Entertainment & Arts

Joe Wright to direct Chiwetel Ejiofor at Young Vic

Chiwetel Ejiofor and Joe Wright
Image caption Wright (right) brings Ejiofor back to the stage after his award-winning Othello

London-born film-maker Joe Wright is to direct Chiwetel Ejiofor in A Season In The Congo at the Young Vic next year.

The play tells the story of DR Congo's first independence leader, Patrice Lumumba, who was assassinated in 1960.

Best known for his Oscar-nominated adaptations of Atonement and Pride and Prejudice, Wright appears to be taking a busman's holiday in the theatre.

He is also due to direct Arthur Wing Pinero's Trelawny of the Wells at the Donmar Warehouse in Covent Garden.

But the director is no stranger to the stage, having been brought up at the Angel Theatre in north London, where his parents ran the puppet theatre.

He went on to study fine art at Central St Martins, and set his most recent film - an audacious reworking of Tolstoy's Anna Karenina - inside a Russian theatre.

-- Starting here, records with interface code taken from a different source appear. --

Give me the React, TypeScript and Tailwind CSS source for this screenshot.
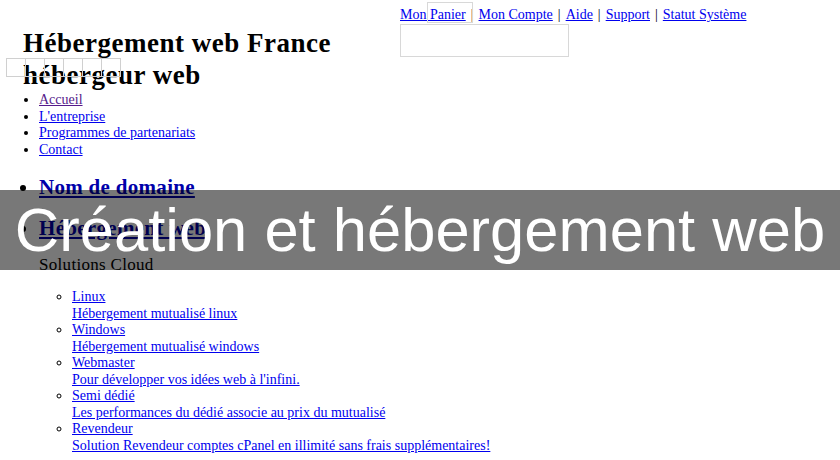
import React from "react";

const serif = { fontFamily: '"Liberation Serif", "DejaVu Serif", serif' };

function Sep() {
  return <span className="mx-[5px] text-black">|</span>;
}

export default function App() {
  const topLinks = ["Mon Panier", "Mon Compte", "Aide", "Support", "Statut Système"];
  const sub = [
    ["Linux", "Hébergement mutualisé linux"],
    ["Windows", "Hébergement mutualisé windows"],
    ["Webmaster", "Pour développer vos idées web à l'infini."],
    ["Semi dédié", "Les performances du dédié associe au prix du mutualisé"],
    ["Revendeur", "Solution Revendeur comptes cPanel en illimité sans frais supplémentaires!"],
  ];
  return (
    <div
      className="relative w-[840px] h-[460px] overflow-hidden bg-white text-black"
      style={serif}
    >
      {/* top nav */}
      <div className="pl-[400px] pt-[6px] text-[14px] leading-[18px]">
        {topLinks.map((l, i) => (
          <React.Fragment key={l}>
            {i > 0 && <Sep />}
            <a className="text-[#0000ee] underline">{l}</a>
          </React.Fragment>
        ))}
        <div className="w-[169px] h-[33px] border border-[#d8d8d8]" />
      </div>

      {/* heading */}
      <div className="pl-[23px] -mt-[30px]">
        <h1 className="text-[27px] font-bold leading-[32px] tracking-[0.5px]">
          Hébergement web France
          <br />
          hébergeur web
        </h1>
        <ul className="mt-[1px] pl-[16px] list-disc text-[14px] leading-[16.5px]">
          <li><a className="text-[#551a8b] underline">Accueil</a></li>
          <li><a className="text-[#0000ee] underline">L'entreprise</a></li>
          <li><a className="text-[#0000ee] underline">Programmes de partenariats</a></li>
          <li><a className="text-[#0000ee] underline">Contact</a></li>
        </ul>
        <ul className="mt-[16px] pl-[16px] list-disc">
          <li className="text-[21px] leading-[26px] font-bold">
            <a className="text-[#0000aa] underline tracking-[0.3px]">Nom de domaine</a>
          </li>
          <li className="text-[21px] leading-[26px] mt-[15px]">
            <a className="text-[#0000aa] underline font-bold tracking-[0.3px]">Hébergement web</a>
            <div className="text-[17px] leading-[20px] mt-[14px] text-black tracking-[0.3px]">
              Solutions Cloud
            </div>
            <ul className="mt-[14px] pl-[33px] list-[circle] text-[14px] leading-[16.5px]">
              {sub.map(([a, b]) => (
                <li key={a}>
                  <a className="text-[#0000ee] underline">{a}</a>
                  <br />
                  <a className="text-[#0000ee] underline">{b}</a>
                </li>
              ))}
            </ul>
          </li>
        </ul>
      </div>

      {/* overlapping placeholders */}
      <div className="absolute left-[427px] top-[2px] w-[46px] h-[21px] border border-[#d8d8d8]" />
      <div className="absolute left-[6px] top-[58px] flex">
        {[0, 1, 2, 3, 4, 5].map((i) => (
          <div key={i} className="w-[20px] h-[19px] -mr-px border border-[#d0d0d0]" />
        ))}
      </div>

      {/* overlay banner */}
      <div className="absolute left-0 top-[190px] w-[840px] h-[80px] bg-black/[0.53] flex items-center justify-center">
        <span
          className="text-white text-[61.5px] leading-none whitespace-nowrap"
          style={{ fontFamily: '"Liberation Sans", Arial, sans-serif' }}
        >
          Création et hébergement web
        </span>
      </div>
    </div>
  );
}
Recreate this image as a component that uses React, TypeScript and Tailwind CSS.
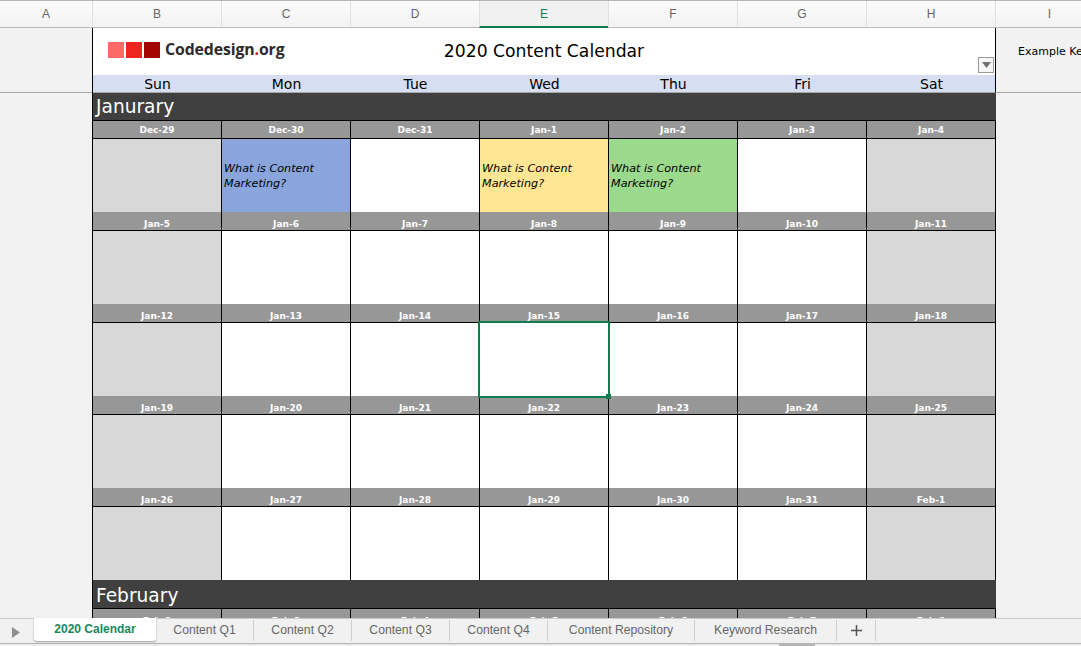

The two plays mark his London stage debut. He told the Guardian he had approached the artistic directors of both the Donmar and the Young Vic directly.

"I've been wanting for some time to work in theatre," he said. "So I decided to make a concerted effort this year as I've made five films in eight years and I just felt I wanted a different kind of rhythm."

Ejiofor, who has appeared in films including Love, Actually and Children Of Men, will play Lumumba in A Season In The Congo, which was written by Martinique poet and politician Aime Cesaire.

It is his first theatre role since winning the best actor prize at the 2008 Laurence Olivier Awards for his interpretation of Othello.

The play, which is receiving its UK premiere, is part of the Young Vic's 2013 season.

Announced on Thursday morning, the season also includes Feast, a celebration of Yoruba culture, featuring music and dance, directed by Rufus Norris; and the return of Ibsen's A Doll's House, which won favourable reviews for its first run over the summer.

That will be followed by more Ibsen - a new version of Public Enemy by David Harrower, directed by Richard Jones; and American Lulu, a radical interpretation of Alban Berg's incomplete, 20th Century opera Lulu, transported to the smoky jazz clubs of America's Deep South in the 1950s.